En 1989, con la caída del muro de Berlín, las masas de Europa del Este tiraron abajo la hegemonía del estalinismo mundial en el movimiento obrero, como parte de un movimiento confuso, que tenía ilusiones en el capitalismo y no supo cómo terminar con la burocracia sin perder las conquistas del estado obrero, porque careció de una dirección revolucionaria. Los restos del estalinismo aún subsisten, e intentan reivindicar[3] la figura del hombre que fue el responsable no sólo del asesinato y persecución de millones de sus opositores, sino de la derrota de varias revoluciones, como la española. En el imaginario quedó, hasta hoy, la idea turbia de que el estado obrero deformado que era la URSS era la tierra del “socialismo”, un “socialismo” donde se repartía la miseria y reinaba el terror, parte de una reacción ideológica que está en proceso de revertirse. Apostamos a que nuevos procesos de la lucha de clases, aunado a la emergencia de una nueva generación revolucionaria, sepulten de una vez y para siempre el legado reaccionario de Stalin y su corriente.

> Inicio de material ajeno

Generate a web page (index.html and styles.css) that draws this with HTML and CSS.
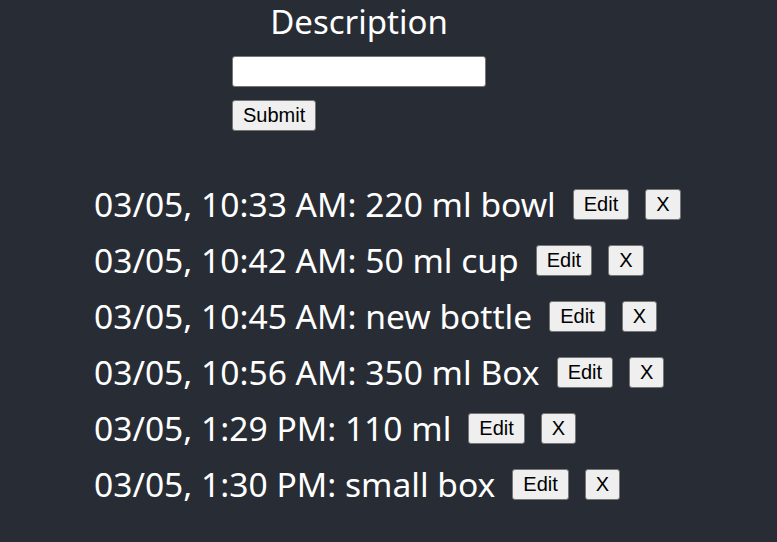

En nuestros días, años después del estallido de la primavera árabe, de la irrupción en escena de las renovadas fuerzas de la clase obrera en el plano internacional, como demuestran el Estado Español, Grecia, Argentina, el trotskismo es la única corriente de izquierda que mantiene limpias sus banderas, y ofrece a las nuevas generaciones de luchadores obreros y juveniles la salida de fondo a los grandes problemas sociales: la lucha por el comunismo, por una sociedad sin explotación ni opresión. Para poder conquistar este objetivo, no alcanza con luchar. Ante la decadencia y la barbarie capitalista, la clase obrera mundial necesita una dirección revolucionaria. Para dar pasos en ese sentido, es que desde la Fracción Trotskista-Cuarta Internacional lanzamos el proyecto de un Movimiento por una Internacional de la Revolución Socialista-Cuarta Internacional.
[1] León Trotsky: El Caso León Trotsky, CEIP León Trotsky, 2010, Buenos Aires, p. 347.
[2] Moshe Lewin: El siglo soviético, Barcelona, Crítica, 2006, p. 136.
[3] Mario Héctor Rivera Ortiz lo hace con su artículo “Stalin en el LI aniversario de su muerte”, del 5/3/2014.